> [Source excerpt]:
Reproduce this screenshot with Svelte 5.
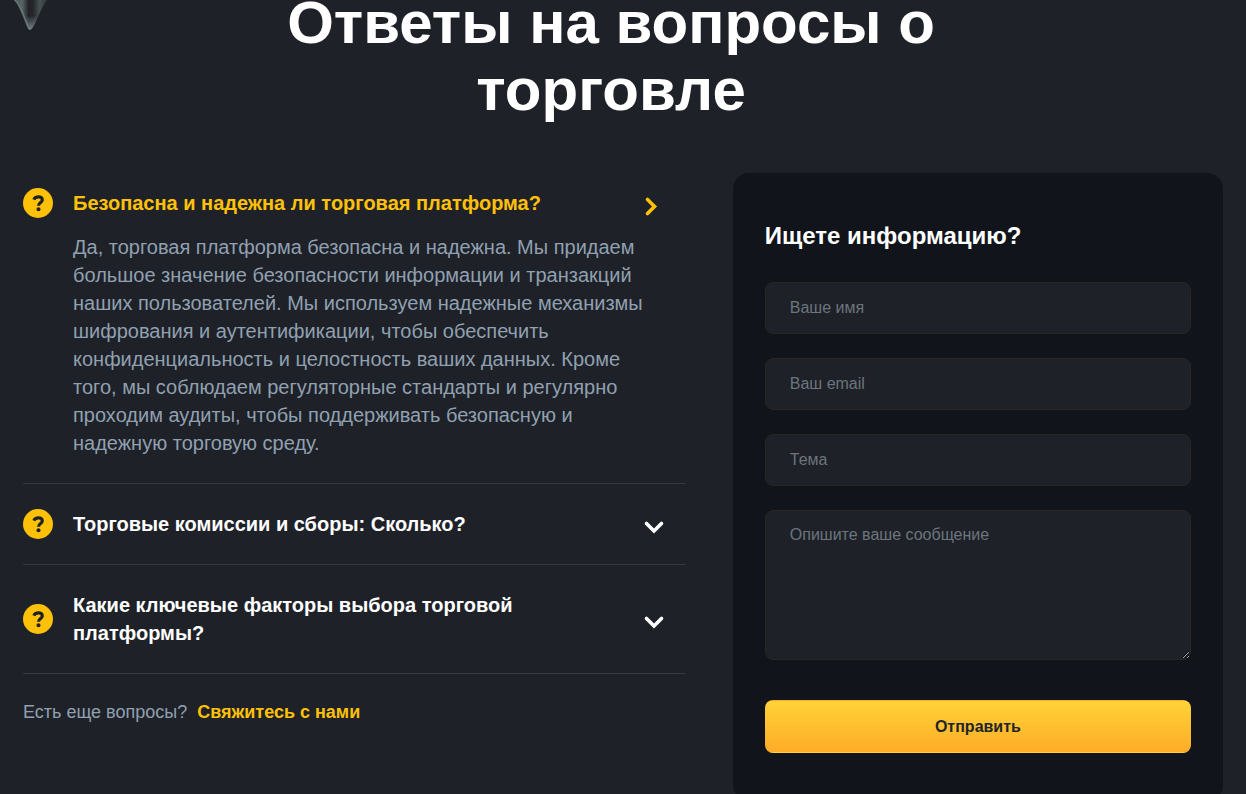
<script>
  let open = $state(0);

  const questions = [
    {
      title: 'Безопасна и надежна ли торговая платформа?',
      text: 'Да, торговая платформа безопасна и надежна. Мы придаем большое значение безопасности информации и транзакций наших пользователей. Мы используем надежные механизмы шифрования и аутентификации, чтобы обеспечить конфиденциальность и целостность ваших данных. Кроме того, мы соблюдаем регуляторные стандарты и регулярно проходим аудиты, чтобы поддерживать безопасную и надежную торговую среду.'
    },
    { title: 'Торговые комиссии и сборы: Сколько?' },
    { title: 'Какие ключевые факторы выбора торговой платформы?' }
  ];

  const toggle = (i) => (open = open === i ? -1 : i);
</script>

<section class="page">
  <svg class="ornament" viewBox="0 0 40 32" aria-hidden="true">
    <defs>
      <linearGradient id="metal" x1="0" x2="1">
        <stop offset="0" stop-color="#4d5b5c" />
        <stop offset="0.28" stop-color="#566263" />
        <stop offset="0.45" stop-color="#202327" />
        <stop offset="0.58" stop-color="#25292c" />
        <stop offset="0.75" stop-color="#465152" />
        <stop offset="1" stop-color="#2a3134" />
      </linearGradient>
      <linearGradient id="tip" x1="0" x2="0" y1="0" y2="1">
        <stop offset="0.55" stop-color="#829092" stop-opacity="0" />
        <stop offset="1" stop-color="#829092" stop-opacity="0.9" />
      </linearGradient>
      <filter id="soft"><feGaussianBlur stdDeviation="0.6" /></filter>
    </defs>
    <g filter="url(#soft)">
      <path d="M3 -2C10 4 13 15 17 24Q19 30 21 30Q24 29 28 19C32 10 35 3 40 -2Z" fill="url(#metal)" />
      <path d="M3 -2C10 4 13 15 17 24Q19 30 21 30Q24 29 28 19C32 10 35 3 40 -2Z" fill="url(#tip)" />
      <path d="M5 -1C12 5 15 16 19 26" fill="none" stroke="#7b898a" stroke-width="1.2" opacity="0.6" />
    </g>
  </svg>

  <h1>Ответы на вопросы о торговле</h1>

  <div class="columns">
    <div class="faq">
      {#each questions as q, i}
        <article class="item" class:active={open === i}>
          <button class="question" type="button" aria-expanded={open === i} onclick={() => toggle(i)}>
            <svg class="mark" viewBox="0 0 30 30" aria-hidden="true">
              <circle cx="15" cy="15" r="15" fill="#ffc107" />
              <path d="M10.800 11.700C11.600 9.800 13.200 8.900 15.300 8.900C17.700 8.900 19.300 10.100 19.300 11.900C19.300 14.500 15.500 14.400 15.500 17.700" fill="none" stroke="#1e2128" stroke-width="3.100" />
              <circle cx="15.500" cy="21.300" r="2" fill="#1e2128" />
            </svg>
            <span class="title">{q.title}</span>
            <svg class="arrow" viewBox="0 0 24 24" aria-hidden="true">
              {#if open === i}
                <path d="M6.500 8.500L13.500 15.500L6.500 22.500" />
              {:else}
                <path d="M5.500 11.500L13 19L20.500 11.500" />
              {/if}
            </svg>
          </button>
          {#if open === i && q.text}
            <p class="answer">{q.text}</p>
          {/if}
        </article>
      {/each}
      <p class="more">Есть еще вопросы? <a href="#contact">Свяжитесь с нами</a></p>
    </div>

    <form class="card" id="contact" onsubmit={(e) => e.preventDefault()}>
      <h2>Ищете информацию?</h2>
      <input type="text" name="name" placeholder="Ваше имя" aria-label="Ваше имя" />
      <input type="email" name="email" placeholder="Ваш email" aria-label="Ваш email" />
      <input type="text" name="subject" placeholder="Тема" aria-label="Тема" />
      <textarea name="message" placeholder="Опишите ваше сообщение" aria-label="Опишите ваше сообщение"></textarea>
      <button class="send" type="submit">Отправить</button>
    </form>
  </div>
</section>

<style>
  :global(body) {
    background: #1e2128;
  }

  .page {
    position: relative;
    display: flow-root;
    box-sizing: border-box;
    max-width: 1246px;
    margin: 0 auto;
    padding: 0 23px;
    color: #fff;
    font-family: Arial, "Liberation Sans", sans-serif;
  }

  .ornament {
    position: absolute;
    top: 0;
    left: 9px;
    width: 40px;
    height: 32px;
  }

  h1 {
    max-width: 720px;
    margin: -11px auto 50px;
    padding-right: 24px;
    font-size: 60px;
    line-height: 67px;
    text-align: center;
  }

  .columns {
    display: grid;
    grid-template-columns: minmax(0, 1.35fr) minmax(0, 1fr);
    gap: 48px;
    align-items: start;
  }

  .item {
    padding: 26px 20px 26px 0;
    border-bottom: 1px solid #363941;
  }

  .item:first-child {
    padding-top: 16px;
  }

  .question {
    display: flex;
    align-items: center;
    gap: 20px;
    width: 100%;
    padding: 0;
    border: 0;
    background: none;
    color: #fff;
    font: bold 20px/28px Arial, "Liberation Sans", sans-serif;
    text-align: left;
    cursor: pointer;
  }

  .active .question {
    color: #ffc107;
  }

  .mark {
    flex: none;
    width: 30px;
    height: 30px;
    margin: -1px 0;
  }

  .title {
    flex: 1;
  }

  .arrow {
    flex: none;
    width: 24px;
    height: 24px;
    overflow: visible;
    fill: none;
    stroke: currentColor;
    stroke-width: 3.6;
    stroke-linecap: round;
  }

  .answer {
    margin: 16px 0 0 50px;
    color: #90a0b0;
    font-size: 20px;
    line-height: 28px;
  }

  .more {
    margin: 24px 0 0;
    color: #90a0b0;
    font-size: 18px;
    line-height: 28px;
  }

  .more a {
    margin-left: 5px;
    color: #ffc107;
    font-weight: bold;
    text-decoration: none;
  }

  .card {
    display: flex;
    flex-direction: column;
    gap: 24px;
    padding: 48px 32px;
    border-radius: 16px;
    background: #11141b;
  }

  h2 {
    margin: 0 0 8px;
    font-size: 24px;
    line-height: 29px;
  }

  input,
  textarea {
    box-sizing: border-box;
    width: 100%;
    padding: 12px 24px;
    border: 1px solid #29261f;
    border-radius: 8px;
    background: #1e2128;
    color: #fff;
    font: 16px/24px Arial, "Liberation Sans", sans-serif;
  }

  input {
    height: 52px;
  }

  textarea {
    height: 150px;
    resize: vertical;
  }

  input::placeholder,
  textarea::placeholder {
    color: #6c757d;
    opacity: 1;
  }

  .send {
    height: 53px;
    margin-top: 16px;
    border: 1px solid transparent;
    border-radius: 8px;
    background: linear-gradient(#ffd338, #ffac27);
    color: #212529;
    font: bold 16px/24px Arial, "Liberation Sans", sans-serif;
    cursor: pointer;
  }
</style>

> [The problem]: Set the lines above down again, word for word, from the first through the one containing "let open = $state(0);"; pictures excluded.

> [Reply to the exercise]:
Reproduce this screenshot with Svelte 5.
<script>
  let open = $state(0);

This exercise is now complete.